Dans son rapport annuel rendu le 9 février, la Cour des comptes dénonce un certain nombre de choses dont la presse s’est fait l’écho. Elle émet aussi une critique sévère sur la politique de lutte contre le surendettement, ce mal grandissant amplifié par la crise actuelle loin d’être terminée. La Haute juridiction ne se contente pas de critiquer : comme à son habitude, elle propose une série de recommandations.
Insuffisance de la prévention et de la lisibilité de l’information sur les crédits, absence de pilotage des commissions par l’Etat, sont quelques-uns des points relevés par la Cour des comptes à propos de la politique de lutte contre le surendettement conduite par le gouvernement.
On ne fait pas assez pour la prévention des risques de surendettement, dénonce la cour
Le dispositif légal intervient comme pompier, en mode "traitement social" et pas en mode préventif. La cour relève par exemple que la consultation du FICP (fichier national des incidents de remboursement des crédits aux particuliers) n’est pas systématique. Sur ce point, il est à noter qu’un projet de loi a été examiné en Conseil des ministres en avril 2008 et qu’il est en souffrance depuis ce temps alors qu’une mise en oeuvre était annoncée pour janvier 2010. Ce projet prévoyait notamment pour le prêteur l’obligation de consulter le fichier FICP. Mais il faut croire que ce n’est pas une priorité de l’Etat de gêner les banques et les organismes de crédit dans leur action prédatrice ni de venir au secours de gens en grande difficultés.
Pourtant, il est urgent d’agir puisque la dégradation s’accélère. Depuis le début de l’année 2009, le nombre de dépôts s’inscrit en hausse de 17 % par rapport à la période correspondante de l’exercice précédent. 80 % des ménages surendettés sont locataires (pourcentage à la hausse) et au moins 75 % de leur endettement est bancaire.
Il faudrait que la France fasse le minimum requis, à savoir transposer la directive européenne sur le crédit à la consommation, ce qui aurait au moins l’effet de porter le délai de rétractation après la souscription d’un crédit de 7 à 14 jours et de contrôler davantage les crédits automobiles (avec un relèvement du seuil de 21.000 à 75.000 euros).
Aucun pilote dans l’avion
Comme le souligne avec force la Cour des comptes, l’Etat délaisse la politique de lutte contre le surendettement. Deux exemples : alors que la loi confie aux préfets la présidence des commissions de surendettement, le gouvernement n’adresse aucune instruction à ces autorités qui dès lors se débrouillent seules pour apprécier les situations, d’où des écarts de décisions importants sur le territoire, d’autant plus qu’il n’y a pas de barème national. Second exemple : alors que la loi impose la présence aux commissions d’un juriste et d’un conseiller en économie sociale et familiale, plusieurs commissions n’ont pas recours à ces professionnels.

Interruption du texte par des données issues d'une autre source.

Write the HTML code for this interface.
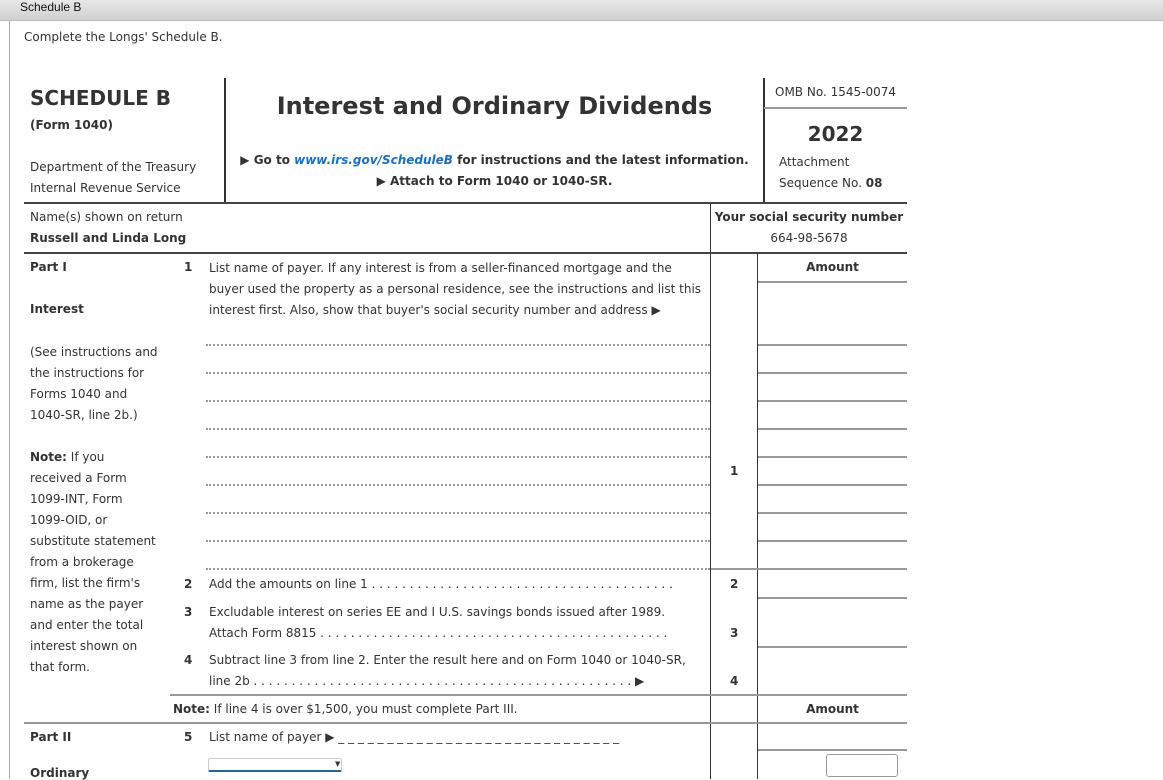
<!DOCTYPE html>
<html><head><meta charset="utf-8"><style>
*{margin:0;padding:0;box-sizing:border-box}
body{width:1163px;height:779px;overflow:hidden;background:#fff;font-family:"DejaVu Sans",Verdana,sans-serif;font-size:12px;color:#333;position:relative}
.a{position:absolute;white-space:nowrap}
.hl{position:absolute;height:2px;background:#999}
.hd{position:absolute;height:2px;background:#444}
.vl{position:absolute;width:1px;background:#333}
.dot{position:absolute;height:0;border-top:2px dotted #999}
b{font-weight:bold}
</style></head><body>
<div class="a" style="left:0;top:0;width:1163px;height:21px;background:linear-gradient(#e8e8e8,#cfcfcf);border-bottom:1px solid #bbb"></div>
<div class="a" style="left:20px;top:0;font-family:'Liberation Sans',Arial,sans-serif;font-size:12px;color:#111;line-height:14px">Schedule B</div>
<div class="a" style="left:9px;top:21px;width:1px;height:758px;background:#aaa"></div>
<div class="a" style="left:24px;top:30px;">Complete the Longs' Schedule B.</div>

<div class="a" style="left:30px;top:86px;font-size:20px;font-weight:bold;">SCHEDULE B</div>
<div class="a" style="left:30px;top:118px;font-weight:bold;">(Form 1040)</div>
<div class="a" style="left:30px;top:160px;">Department of the Treasury</div>
<div class="a" style="left:30px;top:181px;">Internal Revenue Service</div>
<div class="vl" style="left:224px;top:78px;height:126px;width:2px"></div>
<div class="a" style="left:226px;width:537px;top:92px;text-align:center;font-size:24px;font-weight:bold;">Interest and Ordinary Dividends</div>
<div class="a" style="left:226px;width:537px;top:153px;text-align:center;font-weight:bold;">&#9654; Go to <i style="color:#1a6fc4">www.irs.gov/ScheduleB</i> for instructions and the latest information.</div>
<div class="a" style="left:226px;width:537px;top:174px;text-align:center;font-weight:bold;">&#9654; Attach to Form 1040 or 1040-SR.</div>
<div class="vl" style="left:763px;top:78px;height:126px;width:2px"></div>
<div class="a" style="left:775px;top:85px;">OMB No. 1545-0074</div>
<div class="hl" style="left:764px;top:107px;width:143px"></div>
<div class="a" style="left:764px;width:143px;top:122px;text-align:center;font-size:20px;font-weight:bold;">2022</div>
<div class="a" style="left:779px;top:155px;">Attachment</div>
<div class="a" style="left:779px;top:176px;">Sequence No. <b>08</b></div>
<div class="hd" style="left:24px;top:202px;width:883px"></div>

<div class="a" style="left:30px;top:210px;">Name(s) shown on return</div>
<div class="a" style="left:30px;top:231px;font-weight:bold;">Russell and Linda Long</div>
<div class="vl" style="left:710px;top:204px;height:575px"></div>
<div class="a" style="left:711px;width:196px;top:210px;text-align:center;font-weight:bold;">Your social security number</div>
<div class="a" style="left:711px;width:196px;top:231px;text-align:center;">664-98-5678</div>
<div class="hd" style="left:24px;top:252px;width:883px"></div>

<div class="a" style="left:30px;top:260px;font-weight:bold;">Part I</div>
<div class="a" style="left:30px;top:302px;font-weight:bold;">Interest</div>
<div class="a" style="left:30px;top:342px;line-height:21px">(See instructions and<br>the instructions for<br>Forms 1040 and<br>1040-SR, line 2b.)</div>
<div class="a" style="left:30px;top:447px;line-height:21px"><b>Note:</b> If you<br>received a Form<br>1099-INT, Form<br>1099-OID, or<br>substitute statement<br>from a brokerage<br>firm, list the firm's<br>name as the payer<br>and enter the total<br>interest shown on<br>that form.</div>

<div class="a" style="left:184px;top:260px;font-weight:bold;">1</div>
<div class="a" style="left:209px;top:258px;line-height:21px">List name of payer. If any interest is from a seller-financed mortgage and the<br>buyer used the property as a personal residence, see the instructions and list this<br>interest first. Also, show that buyer's social security number and address &#9654;</div>
<div class="vl" style="left:757px;top:254px;height:525px"></div>
<div class="a" style="left:758px;width:149px;top:260px;text-align:center;font-weight:bold;">Amount</div>
<div class="hl" style="left:758px;top:281px;width:149px"></div>
<div class="dot" style="left:206px;top:344px;width:504px"></div>
<div class="dot" style="left:206px;top:372px;width:504px"></div>
<div class="dot" style="left:206px;top:400px;width:504px"></div>
<div class="dot" style="left:206px;top:428px;width:504px"></div>
<div class="dot" style="left:206px;top:456px;width:504px"></div>
<div class="dot" style="left:206px;top:484px;width:504px"></div>
<div class="dot" style="left:206px;top:512px;width:504px"></div>
<div class="dot" style="left:206px;top:540px;width:504px"></div>
<div class="dot" style="left:206px;top:568px;width:504px"></div>
<div class="hl" style="left:758px;top:344px;width:149px"></div>
<div class="hl" style="left:758px;top:372px;width:149px"></div>
<div class="hl" style="left:758px;top:400px;width:149px"></div>
<div class="hl" style="left:758px;top:428px;width:149px"></div>
<div class="hl" style="left:758px;top:456px;width:149px"></div>
<div class="hl" style="left:758px;top:484px;width:149px"></div>
<div class="hl" style="left:758px;top:512px;width:149px"></div>
<div class="hl" style="left:758px;top:540px;width:149px"></div>
<div class="hl" style="left:711px;top:568px;width:196px"></div>
<div class="a" style="left:730px;top:464px;font-weight:bold;">1</div>

<div class="a" style="left:184px;top:577px;font-weight:bold;">2</div>
<div class="a" style="left:209px;top:577px;">Add the amounts on line 1 . . . . . . . . . . . . . . . . . . . . . . . . . . . . . . . . . . . . . . . .</div>
<div class="a" style="left:730px;top:577px;font-weight:bold;">2</div>
<div class="hl" style="left:758px;top:597px;width:149px"></div>
<div class="a" style="left:184px;top:605px;font-weight:bold;">3</div>
<div class="a" style="left:209px;top:602px;line-height:21px">Excludable interest on series EE and I U.S. savings bonds issued after 1989.<br>Attach Form 8815 . . . . . . . . . . . . . . . . . . . . . . . . . . . . . . . . . . . . . . . . . . . . . .</div>
<div class="a" style="left:730px;top:626px;font-weight:bold;">3</div>
<div class="hl" style="left:758px;top:646px;width:149px"></div>
<div class="a" style="left:184px;top:653px;font-weight:bold;">4</div>
<div class="a" style="left:209px;top:650px;line-height:21px">Subtract line 3 from line 2. Enter the result here and on Form 1040 or 1040-SR,<br>line 2b . . . . . . . . . . . . . . . . . . . . . . . . . . . . . . . . . . . . . . . . . . . . . . . . . . &#9654;</div>
<div class="a" style="left:730px;top:674px;font-weight:bold;">4</div>
<div class="hl" style="left:170px;top:694px;width:737px"></div>
<div class="a" style="left:173px;top:702px;"><b>Note:</b> If line 4 is over $1,500, you must complete Part III.</div>
<div class="a" style="left:758px;width:149px;top:702px;text-align:center;font-weight:bold;">Amount</div>
<div class="hl" style="left:24px;top:722px;width:883px"></div>
<div class="a" style="left:30px;top:730px;font-weight:bold;">Part II</div>
<div class="a" style="left:184px;top:730px;font-weight:bold;">5</div>
<div class="a" style="left:209px;top:730px;">List name of payer &#9654; _ _ _ _ _ _ _ _ _ _ _ _ _ _ _ _ _ _ _ _ _ _ _ _ _ _ _ _ _</div>
<div class="hl" style="left:758px;top:749px;width:149px"></div>
<div class="a" style="left:208px;top:758px;width:134px;height:14px;border:1px solid #ccc;border-bottom:2px solid #2a6496;border-radius:2px"></div>
<div class="a" style="left:335px;top:760px;font-size:7px">&#9660;</div>
<div class="a" style="left:826px;top:754px;width:72px;height:23px;border:1px solid #999;border-radius:3px"></div>
<div class="a" style="left:30px;top:766px;font-weight:bold;">Ordinary</div>
</body></html>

Il est urgent de prendre des mesures de base comme le raccourcissement des délais de traitement des dossiers de surendettement, l’accroissement des pouvoirs de la commission de surendettement qui devrait pouvoir, dans certains cas, imposer un plan.
Ces mesures étaient prévues par le projet aujourd’hui oublié.
La Cour des comptes émet un certain nombre de recommandations dont la mise en place d’un pilotage national stratégique, pour s’assurer notamment de la cohérence des critères et barèmes, le renforcement de la connaissance statistique du surendettement par la Banque de France, et une procédure de signalement auprès des services sociaux des départements pour un accompagnement social adapté.
Mais sommes-nous à l’heure des comptes ? Il est permis d’en douter quand on voit avec quelle légèreté le gouvernement laisse courir la dette nationale vers les 100 % du PIB en 2012. La même inconscience semble régner pour le surendettement des particuliers.